Member of the National Assembly of Pakistan
- In office 2011–2013
- In office 1990–1999

Personal details
- Born: October 1, 1956 (age 69) Umerkot District, Sindh, Pakistan
- Party: PPP (1980-present)

= Khatumal Jeewan =

Pakistani politician

Khatumal Jeewan is a Pakistani politician who served as member of the National Assembly of Pakistan and member of the Senate of Pakistan.

==Early life and education==
He was born on 1 October 1956 in Umerkot, Sindh.

He is a doctor by profession and hold MBBS degree. He graduated from the Dow University of Health Sciences.

==Political career==
He began his political career after joining the student wing of Pakistan Peoples Party (PPP) in the 1980s.

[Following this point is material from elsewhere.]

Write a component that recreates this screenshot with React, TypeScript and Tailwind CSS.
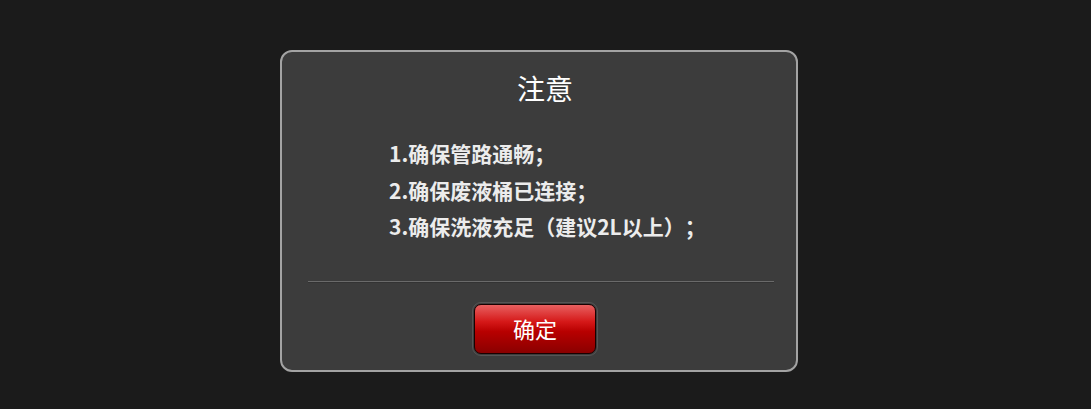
const font = { fontFamily: '"Noto Sans CJK SC", "Noto Sans", sans-serif' };

const notes = [
  "1.确保管路通畅；",
  "2.确保废液桶已连接；",
  "3.确保洗液充足（建议2L以上）；",
];

export default function App() {
  return (
    <div
      className="h-[409px] w-[1091px] bg-[#1b1b1b] pl-[280px] pt-[50px] [text-spacing-trim:space-all]"
      style={font}
    >
      <div className="flex h-[322px] w-[518px] flex-col rounded-[12px] border-2 border-[#a3a3a3] bg-[#3c3c3c]">
        <h2 className="mt-[18px] pl-[12px] text-center text-[28px] font-normal leading-[36px] text-white">
          注意
        </h2>

        <ul className="mt-[29px] pl-[107px]">
          {notes.map((n) => (
            <li
              key={n}
              className="text-[21px] font-bold leading-[36.5px] text-[#ececec]"
            >
              {n}
            </li>
          ))}
        </ul>

        <div className="ml-[26px] mt-[36px] w-[466px] border-t border-[#6a6a6a] shadow-[0_1px_0_#333]" />

        <div className="ml-[190px] mt-[20px] w-[126px] rounded-[9px] border border-[#555] p-px">
          <button className="flex h-[50px] w-full items-center justify-center rounded-[7px] border border-[#1a0000] bg-[linear-gradient(to_bottom,#e86060_0%,#d51818_35%,#b80000_55%,#8a0000_100%)] text-[22px] text-white">
            确定
          </button>
        </div>
      </div>
    </div>
  );
}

He was elected to the Provincial Assembly of Sindh in the 1988 Pakistani general election as a candidate of PPP on a minority seat.

He was elected to the National Assembly of Pakistan as a candidate of PPP for the first time in 1990 Pakistani general election. He disappeared during his tenure in 1991 and was forced to quit PPP.

He was elected to the National Assembly for the second time in the 1993 Pakistani general election and for the third time in the 1997 Pakistani general election. In 1998, he became federal Parliamentary Secretary for Population Welfare.

After PPP formed government following the 2008 election, he was made advisor to Chief Minister of Sindh for Mines and Minerals Development Department in 2008.

He was elected to the Senate of Pakistan in 2009 as a candidate of PPP where he continued until his resignation in 2011.

He was re-elected to the National Assembly of Pakistan on a seat reserved for minorities as a candidate of PPP in 2011.

He is the only Hindu Dalit politician in Pakistan who elected as a public representative for seven times.